Meine erste Begegnung mit Tetsch in Prag war so: ich gehe Sonntag abend mit Max und seiner Frau den Belvedereabhang hinauf und sehe von der Ferne auf einer dieser künstlichen Steinböschungen einen Soldaten sitzen, ohne Strümpfe, die Hosen hoch hinaufgezogen, den einen Ärmel leer, hinter dem Ohr eine große Beule. "Auch ein Soldat" sag ich und schau lieber gar nicht hin. Erst als ich vorüber bin, dreh ich mich um: es ist der Tetsch. Ich habe wirklich Freude gehabt.




Datierung aufgrund der Nachschrift von Nr. 42. Vorhergegangen sein muß dem Schreiben ein Besuch Kafkas bei Ottla in Zürau. (Vgl. auch Nr. 39 und die Anmerkungen zu Nr. 45)

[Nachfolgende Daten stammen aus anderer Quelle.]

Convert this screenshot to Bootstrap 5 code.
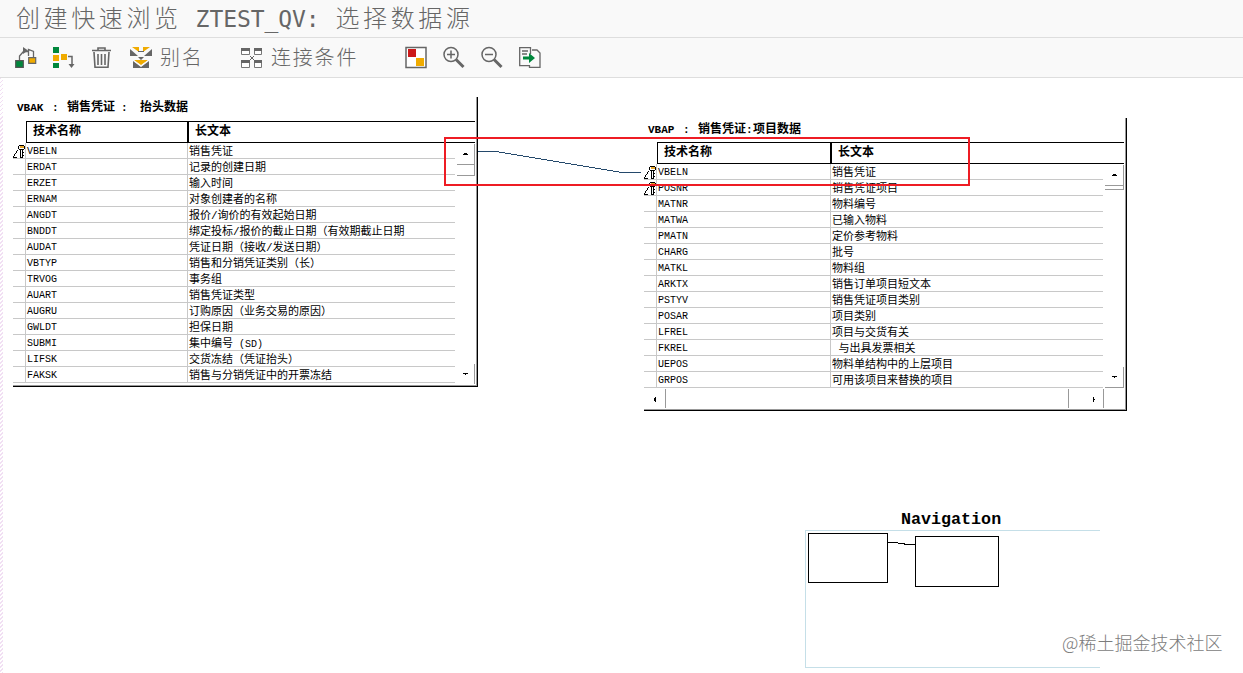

Ein glücklicher Umstand ermöglicht es, den Hintergrund der Tetsch-Angelegenheit etwas zu erhellen. Wie ein Vergleich eines von Max Brod in H 445 f. unvollständig publizierten Zettels mit dem in Kafkas Nachlaß (Oxford, Bodleiana) erhaltenen Original zeigt, muß es sich dabei um Notizen handeln, die er sich aufgrund von Erzählungen Ottlas für eine Eingabe zugunsten dieses Soldaten gemacht hat, denn neben einer in Wien lebenden Schwester, einem Onkel Franz Fischer in Oberklee wird unter den Nächstverwandten des Verwaisten auch ein im gleichen Verwandtschaftsgrad stehender Fleischhauer Josef Te[t]sch in Saaz erwähnt. Dann heißt es über den fürs Militär nicht diensttauglichen Mann: "Nicht normal, gerade zum Tongraben hat es gelangt, deshalb wurde er auch nicht assentiert, auch als Alter hätte er nicht einrücken müssen. Er hat sich, ohne recht zu wissen, worum es sich gehandelt hat, aufgedrängt. Rechnen und schreiben kann er nicht, an selbständigen Viehhandel, Gemüsehandel ist nicht zu denken, deshalb kann auch die Gemeinde keine solche Verantwortung auf sich nehmen. Wohl denkbar wäre aber, dass er den Verwandten beim Vieheinkauf hilft, indem er das gekaufte Vieh abholt, zutreibt und so weiter. In dieser Weise wäre auch Gemüsehandel für ihn denkbar, dass er den Karren führt, das Gemüse abholt und so weiter. Jede Selbständigkeit ist aber ausgeschlossen, so dürften es sich auch die Verwandten gedacht haben, dann müssen aber sie selbst die Verantwortung übernehmen."

Mit einiger Wahrscheinlichkeit darf ein in zwei an David gerichteten Briefen Ottlas (vom 29. VII. 1917 und 18. VII. 1918) erwähnter Soldat mit Tetsch identifiziert werden. Demnach hätte Ottla, deren Interesse und Eintreten für die sozialen Unterschichten stark entwickelt war (vgl. z. B. Nr. 95, die Anmerkungen zu Nr. 37, F 598 f. und H 188), diesen Mann ganz im Sinne der Vorstellungen ihres Bruders für leichte landwirtschaftliche Arbeiten herangezogen.


Podersam: Kreisstadt für Zürau.


Belvedereabhang: die sich östlich des Hradschin erstreckenden Kronprinz-Rudolfs-Anlagen (heute Letenské Sady).